• _DATA RECORDS_

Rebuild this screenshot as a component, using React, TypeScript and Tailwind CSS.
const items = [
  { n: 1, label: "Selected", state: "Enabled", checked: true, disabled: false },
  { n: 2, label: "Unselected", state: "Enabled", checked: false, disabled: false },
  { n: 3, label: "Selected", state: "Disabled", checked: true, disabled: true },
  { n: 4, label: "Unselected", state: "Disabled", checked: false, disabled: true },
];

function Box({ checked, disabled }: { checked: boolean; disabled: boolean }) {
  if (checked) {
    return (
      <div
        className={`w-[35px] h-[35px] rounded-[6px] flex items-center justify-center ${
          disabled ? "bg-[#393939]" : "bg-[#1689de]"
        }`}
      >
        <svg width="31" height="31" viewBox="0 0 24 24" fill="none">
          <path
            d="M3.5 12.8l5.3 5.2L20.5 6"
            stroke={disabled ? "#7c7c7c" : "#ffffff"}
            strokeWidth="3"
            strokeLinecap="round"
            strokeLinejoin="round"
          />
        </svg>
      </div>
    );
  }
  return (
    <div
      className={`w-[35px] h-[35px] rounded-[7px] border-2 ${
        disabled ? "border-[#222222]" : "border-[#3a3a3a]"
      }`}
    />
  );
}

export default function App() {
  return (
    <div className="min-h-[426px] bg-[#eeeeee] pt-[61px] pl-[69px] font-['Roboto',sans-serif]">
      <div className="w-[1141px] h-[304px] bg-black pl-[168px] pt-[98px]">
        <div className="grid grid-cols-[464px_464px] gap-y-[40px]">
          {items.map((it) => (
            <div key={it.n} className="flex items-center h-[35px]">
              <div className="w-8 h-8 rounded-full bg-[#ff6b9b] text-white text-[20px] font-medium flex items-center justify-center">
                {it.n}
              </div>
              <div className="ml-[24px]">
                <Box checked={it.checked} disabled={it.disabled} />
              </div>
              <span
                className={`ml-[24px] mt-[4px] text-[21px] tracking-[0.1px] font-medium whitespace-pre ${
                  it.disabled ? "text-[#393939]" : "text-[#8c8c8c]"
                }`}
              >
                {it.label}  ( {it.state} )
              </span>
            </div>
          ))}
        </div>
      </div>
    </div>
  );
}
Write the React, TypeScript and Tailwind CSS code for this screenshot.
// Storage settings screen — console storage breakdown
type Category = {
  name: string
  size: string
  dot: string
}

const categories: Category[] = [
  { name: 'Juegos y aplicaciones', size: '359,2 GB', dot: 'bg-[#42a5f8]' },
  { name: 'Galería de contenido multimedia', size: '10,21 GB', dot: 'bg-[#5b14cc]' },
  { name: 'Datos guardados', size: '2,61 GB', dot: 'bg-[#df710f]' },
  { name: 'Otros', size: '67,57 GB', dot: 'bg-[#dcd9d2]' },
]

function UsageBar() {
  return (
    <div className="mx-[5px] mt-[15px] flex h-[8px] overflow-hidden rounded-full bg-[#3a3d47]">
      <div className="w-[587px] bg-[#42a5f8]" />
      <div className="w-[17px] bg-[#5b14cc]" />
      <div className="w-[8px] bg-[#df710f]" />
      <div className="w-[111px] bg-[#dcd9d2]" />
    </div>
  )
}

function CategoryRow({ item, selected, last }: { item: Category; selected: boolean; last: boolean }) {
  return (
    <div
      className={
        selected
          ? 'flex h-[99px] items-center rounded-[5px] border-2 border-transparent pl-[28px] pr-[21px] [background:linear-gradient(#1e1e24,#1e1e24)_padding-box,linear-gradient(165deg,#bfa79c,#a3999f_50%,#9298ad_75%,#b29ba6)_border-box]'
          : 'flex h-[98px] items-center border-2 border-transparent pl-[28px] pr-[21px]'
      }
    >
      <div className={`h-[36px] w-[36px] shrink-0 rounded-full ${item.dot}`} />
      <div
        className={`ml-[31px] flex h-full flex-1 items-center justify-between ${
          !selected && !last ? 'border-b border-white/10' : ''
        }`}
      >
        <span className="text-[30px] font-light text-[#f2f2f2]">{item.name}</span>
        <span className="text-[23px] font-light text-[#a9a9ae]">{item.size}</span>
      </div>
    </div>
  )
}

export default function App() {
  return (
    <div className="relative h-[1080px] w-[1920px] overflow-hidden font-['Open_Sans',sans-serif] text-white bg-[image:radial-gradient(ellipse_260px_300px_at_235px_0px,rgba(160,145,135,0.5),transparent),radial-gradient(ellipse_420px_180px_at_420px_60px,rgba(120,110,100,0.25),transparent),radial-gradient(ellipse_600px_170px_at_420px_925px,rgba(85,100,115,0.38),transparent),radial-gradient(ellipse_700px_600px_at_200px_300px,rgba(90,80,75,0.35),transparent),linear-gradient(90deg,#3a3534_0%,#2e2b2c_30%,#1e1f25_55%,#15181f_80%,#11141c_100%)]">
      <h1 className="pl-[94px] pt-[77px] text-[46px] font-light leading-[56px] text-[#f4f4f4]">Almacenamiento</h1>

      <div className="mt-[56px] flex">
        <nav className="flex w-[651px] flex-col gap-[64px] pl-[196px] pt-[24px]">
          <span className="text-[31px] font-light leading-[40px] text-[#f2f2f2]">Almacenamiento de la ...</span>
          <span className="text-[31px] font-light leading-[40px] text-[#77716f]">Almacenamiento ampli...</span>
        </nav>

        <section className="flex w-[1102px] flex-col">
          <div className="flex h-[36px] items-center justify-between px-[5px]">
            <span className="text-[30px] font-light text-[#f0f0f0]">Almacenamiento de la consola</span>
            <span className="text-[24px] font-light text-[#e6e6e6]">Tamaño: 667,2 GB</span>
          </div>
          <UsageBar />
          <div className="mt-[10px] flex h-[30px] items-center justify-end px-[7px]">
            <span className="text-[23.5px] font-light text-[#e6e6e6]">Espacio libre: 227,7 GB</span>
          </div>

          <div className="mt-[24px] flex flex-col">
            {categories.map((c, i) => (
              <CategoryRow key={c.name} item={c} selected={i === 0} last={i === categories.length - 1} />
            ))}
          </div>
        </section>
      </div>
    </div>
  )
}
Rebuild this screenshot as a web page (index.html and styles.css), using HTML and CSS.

• _WHAT IS NEEDED_
Exactly reproduce every line of the data above.

• _OUTPUT_
Rebuild this screenshot as a component, using React, TypeScript and Tailwind CSS.
const items = [
  { n: 1, label: "Selected", state: "Enabled", checked: true, disabled: false },
  { n: 2, label: "Unselected", state: "Enabled", checked: false, disabled: false },
  { n: 3, label: "Selected", state: "Disabled", checked: true, disabled: true },
  { n: 4, label: "Unselected", state: "Disabled", checked: false, disabled: true },
];

function Box({ checked, disabled }: { checked: boolean; disabled: boolean }) {
  if (checked) {
    return (
      <div
        className={`w-[35px] h-[35px] rounded-[6px] flex items-center justify-center ${
          disabled ? "bg-[#393939]" : "bg-[#1689de]"
        }`}
      >
        <svg width="31" height="31" viewBox="0 0 24 24" fill="none">
          <path
            d="M3.5 12.8l5.3 5.2L20.5 6"
            stroke={disabled ? "#7c7c7c" : "#ffffff"}
            strokeWidth="3"
            strokeLinecap="round"
            strokeLinejoin="round"
          />
        </svg>
      </div>
    );
  }
  return (
    <div
      className={`w-[35px] h-[35px] rounded-[7px] border-2 ${
        disabled ? "border-[#222222]" : "border-[#3a3a3a]"
      }`}
    />
  );
}

export default function App() {
  return (
    <div className="min-h-[426px] bg-[#eeeeee] pt-[61px] pl-[69px] font-['Roboto',sans-serif]">
      <div className="w-[1141px] h-[304px] bg-black pl-[168px] pt-[98px]">
        <div className="grid grid-cols-[464px_464px] gap-y-[40px]">
          {items.map((it) => (
            <div key={it.n} className="flex items-center h-[35px]">
              <div className="w-8 h-8 rounded-full bg-[#ff6b9b] text-white text-[20px] font-medium flex items-center justify-center">
                {it.n}
              </div>
              <div className="ml-[24px]">
                <Box checked={it.checked} disabled={it.disabled} />
              </div>
              <span
                className={`ml-[24px] mt-[4px] text-[21px] tracking-[0.1px] font-medium whitespace-pre ${
                  it.disabled ? "text-[#393939]" : "text-[#8c8c8c]"
                }`}
              >
                {it.label}  ( {it.state} )
              </span>
            </div>
          ))}
        </div>
      </div>
    </div>
  );
}
Write the React, TypeScript and Tailwind CSS code for this screenshot.
// Storage settings screen — console storage breakdown
type Category = {
  name: string
  size: string
  dot: string
}

const categories: Category[] = [
  { name: 'Juegos y aplicaciones', size: '359,2 GB', dot: 'bg-[#42a5f8]' },
  { name: 'Galería de contenido multimedia', size: '10,21 GB', dot: 'bg-[#5b14cc]' },
  { name: 'Datos guardados', size: '2,61 GB', dot: 'bg-[#df710f]' },
  { name: 'Otros', size: '67,57 GB', dot: 'bg-[#dcd9d2]' },
]

function UsageBar() {
  return (
    <div className="mx-[5px] mt-[15px] flex h-[8px] overflow-hidden rounded-full bg-[#3a3d47]">
      <div className="w-[587px] bg-[#42a5f8]" />
      <div className="w-[17px] bg-[#5b14cc]" />
      <div className="w-[8px] bg-[#df710f]" />
      <div className="w-[111px] bg-[#dcd9d2]" />
    </div>
  )
}

function CategoryRow({ item, selected, last }: { item: Category; selected: boolean; last: boolean }) {
  return (
    <div
      className={
        selected
          ? 'flex h-[99px] items-center rounded-[5px] border-2 border-transparent pl-[28px] pr-[21px] [background:linear-gradient(#1e1e24,#1e1e24)_padding-box,linear-gradient(165deg,#bfa79c,#a3999f_50%,#9298ad_75%,#b29ba6)_border-box]'
          : 'flex h-[98px] items-center border-2 border-transparent pl-[28px] pr-[21px]'
      }
    >
      <div className={`h-[36px] w-[36px] shrink-0 rounded-full ${item.dot}`} />
      <div
        className={`ml-[31px] flex h-full flex-1 items-center justify-between ${
          !selected && !last ? 'border-b border-white/10' : ''
        }`}
      >
        <span className="text-[30px] font-light text-[#f2f2f2]">{item.name}</span>
        <span className="text-[23px] font-light text-[#a9a9ae]">{item.size}</span>
      </div>
    </div>
  )
}

export default function App() {
  return (
    <div className="relative h-[1080px] w-[1920px] overflow-hidden font-['Open_Sans',sans-serif] text-white bg-[image:radial-gradient(ellipse_260px_300px_at_235px_0px,rgba(160,145,135,0.5),transparent),radial-gradient(ellipse_420px_180px_at_420px_60px,rgba(120,110,100,0.25),transparent),radial-gradient(ellipse_600px_170px_at_420px_925px,rgba(85,100,115,0.38),transparent),radial-gradient(ellipse_700px_600px_at_200px_300px,rgba(90,80,75,0.35),transparent),linear-gradient(90deg,#3a3534_0%,#2e2b2c_30%,#1e1f25_55%,#15181f_80%,#11141c_100%)]">
      <h1 className="pl-[94px] pt-[77px] text-[46px] font-light leading-[56px] text-[#f4f4f4]">Almacenamiento</h1>

      <div className="mt-[56px] flex">
        <nav className="flex w-[651px] flex-col gap-[64px] pl-[196px] pt-[24px]">
          <span className="text-[31px] font-light leading-[40px] text-[#f2f2f2]">Almacenamiento de la ...</span>
          <span className="text-[31px] font-light leading-[40px] text-[#77716f]">Almacenamiento ampli...</span>
        </nav>

        <section className="flex w-[1102px] flex-col">
          <div className="flex h-[36px] items-center justify-between px-[5px]">
            <span className="text-[30px] font-light text-[#f0f0f0]">Almacenamiento de la consola</span>
            <span className="text-[24px] font-light text-[#e6e6e6]">Tamaño: 667,2 GB</span>
          </div>
          <UsageBar />
          <div className="mt-[10px] flex h-[30px] items-center justify-end px-[7px]">
            <span className="text-[23.5px] font-light text-[#e6e6e6]">Espacio libre: 227,7 GB</span>
          </div>

          <div className="mt-[24px] flex flex-col">
            {categories.map((c, i) => (
              <CategoryRow key={c.name} item={c} selected={i === 0} last={i === categories.length - 1} />
            ))}
          </div>
        </section>
      </div>
    </div>
  )
}
Rebuild this screenshot as a web page (index.html and styles.css), using HTML and CSS.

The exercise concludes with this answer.